Appendix A Variable Coding
Experimental Treatment Text:
Now we would like you to imagine the following situation. A group representing [GROUP] recently [ACT] in order to demand that the Canadian government [CLAIM]. Thinking about this group's demands, please tell us how much you agree or disagree with the following statements.
[GROUP] have the right to make such claims. (5-point agree/disagree scale).
Variables:
Membership: Membership is measured based on responses to the follow seven items which were asked about four groups: English-speaking Canadians, French-speaking Quebeckers, Aboriginals, Immigrants. The seven items are combined for each group into a single membership scale.
• Identity: How much do you think each of the following groups identifies with Canada? (4- point scale, standardized 0–1)
• Cares: How much do you think each of the following groups cares about the concerns and needs of other Canadians? (4-point scale, standardized 0–1)
• Patriotic : How would you rate [Group] on a scale: patriotic to unpatriotic? (7-point scale, standardized 0–1)
• Thankful: The government provides various programs and benefits that seek to help various communities in Canada.
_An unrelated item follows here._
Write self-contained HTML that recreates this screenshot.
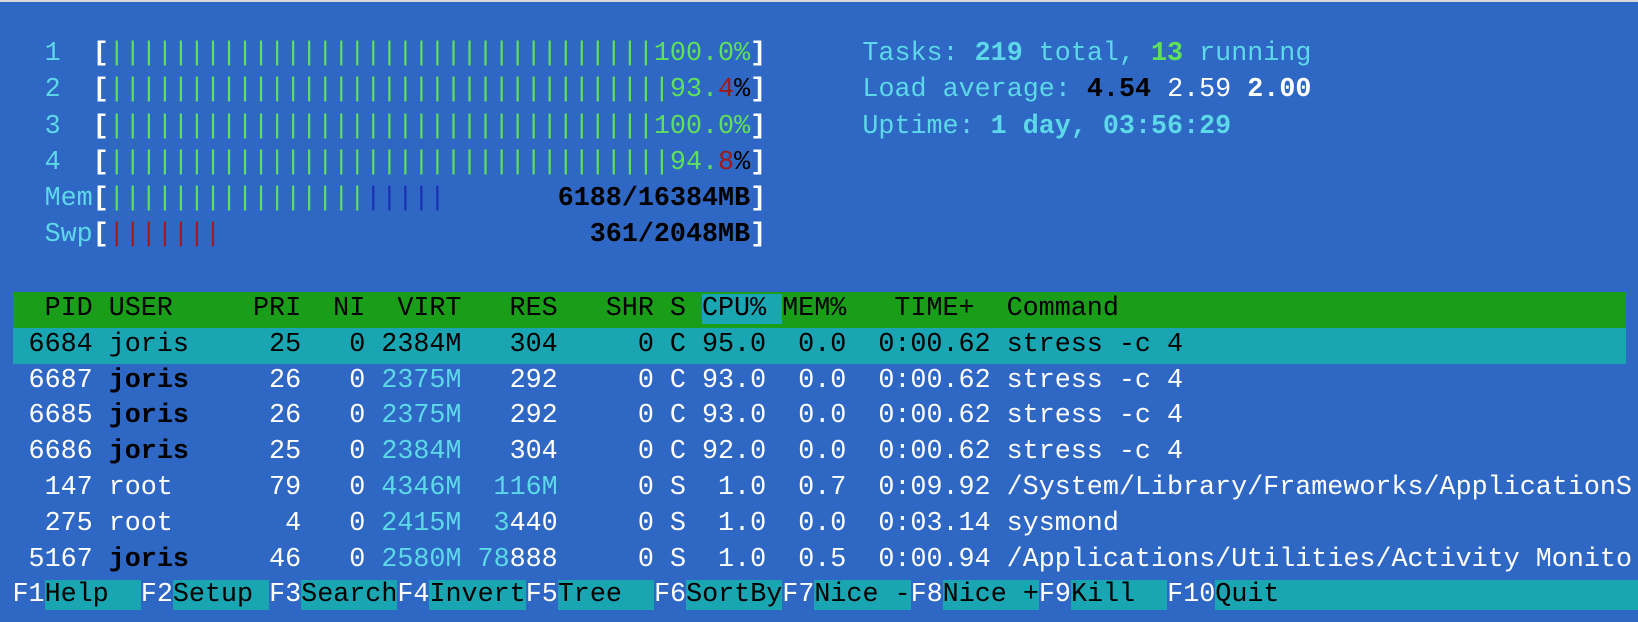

How thankful do you think each of the following groups are to receive these benefits? (4-point scale, standardized 0–1)
• Reciprocity: One way citizens contribute to society is by working and paying taxes. Do you the following groups are contributing their fair share, or more or less than their fair share? (3-point scale, standardized 0–1)
• Sacrifice: How willing do you think each of the following groups are to make sacrifices for other Canadians? (4-point scale, standardized 0–1)
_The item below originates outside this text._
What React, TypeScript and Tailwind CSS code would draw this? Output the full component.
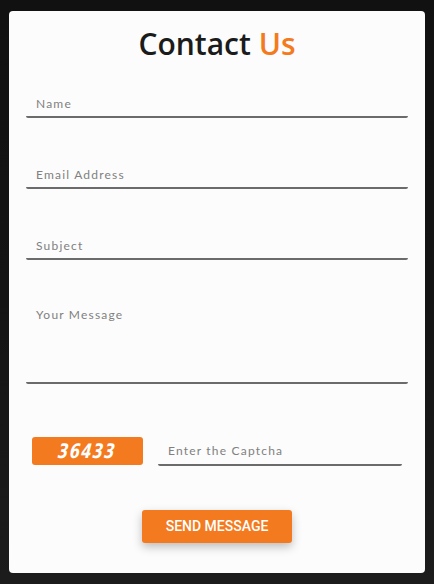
import React from "react";

const fieldClass =
  "w-full bg-transparent border-0 border-b-2 border-[#6b6b6b] rounded-b-[2px] outline-none pl-[10px] text-[12px] tracking-[0.1em] text-[#333] placeholder:text-[#808080]";

export default function App() {
  return (
    <div className="w-[434px] h-[584px] bg-gradient-to-b from-[#111111] via-[#141414] to-[#1c1c1c] pt-[11px] pl-[9px]">
      <div
        className="w-[416px] h-[562px] bg-[#fcfcfc] rounded-[4px] px-[17px] flex flex-col"
        style={{ fontFamily: "'Lato', 'Open Sans', sans-serif" }}
      >
        <h1
          className="text-center text-[30px] leading-[36px] font-semibold text-[#1b1b1b] mt-[15px]"
          style={{ fontFamily: "'Open Sans', 'Noto Sans', sans-serif" }}
        >
          Contact <span className="text-[#f47a20]">Us</span>
        </h1>

        <input className={`${fieldClass} h-[36px] pt-2 mt-[20px]`} placeholder="Name" />
        <input className={`${fieldClass} h-[36px] pt-2 mt-[35px]`} placeholder="Email Address" />
        <input className={`${fieldClass} h-[36px] pt-2 mt-[35px]`} placeholder="Subject" />
        <textarea
          className={`${fieldClass} h-[89px] pt-[10px] mt-[35px] resize-none leading-[20px]`}
          placeholder="Your Message"
        />

        <div className="flex items-end mt-[46px] pl-[6px] pr-[6px] gap-[15px]">
          <div className="w-[111px] h-[28px] mb-[1px] bg-[#f47a20] rounded-[3px] flex items-center justify-center">
            <span
              className="text-white text-[20px] font-bold italic tracking-[0.08em]"
              style={{ fontFamily: "'Liberation Sans Narrow', 'DejaVu Sans Condensed', sans-serif", transform: "scaleX(0.82) skewX(-8deg)" }}
            >
              36433
            </span>
          </div>
          <input className={`${fieldClass} flex-1 h-[36px] pt-[6px]`} placeholder="Enter the Captcha" />
        </div>

        <div className="flex justify-center mt-[44px]">
          <button
            className="w-[150px] h-[33px] bg-[#f47a20] rounded-[3px] text-white text-[14px] font-medium shadow-[0_4px_10px_rgba(0,0,0,0.25)]"
            style={{ fontFamily: "Roboto, 'Liberation Sans', sans-serif" }}
          >
            SEND MESSAGE
          </button>
        </div>
      </div>
    </div>
  );
}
• Fight: If Canada was involved in a war, how willing do you think people from each of the following groups would be to volunteer to fight for Canada? (4-point scale, standardized 0–1)
Group Distance: Please rate how close you feel to the following groups on a scale from 0 to 10, where “10” means you feel close to the interests, feelings and ideas held by members of that group, and “0” means you feel distant from that group. Recoded from 0 (close) to 1 (distant).
Need: In general, do you think the following groups are better off, worse off, or about the same as other Canadians? Recoded: better off (0), worse off (1) or about the same (.5) as other Canadians.
Discrimination: In general, do you think the following groups face more discrimination, less discrimination or about the same as other Canadians? Recoded more (1), same (.5) and less (0).
National Identity: The strength of ones' personal identification with Canadians using an 11- point scale recoded to run 0–1, where higher scores indicate feeling closer to “Canadians in general”.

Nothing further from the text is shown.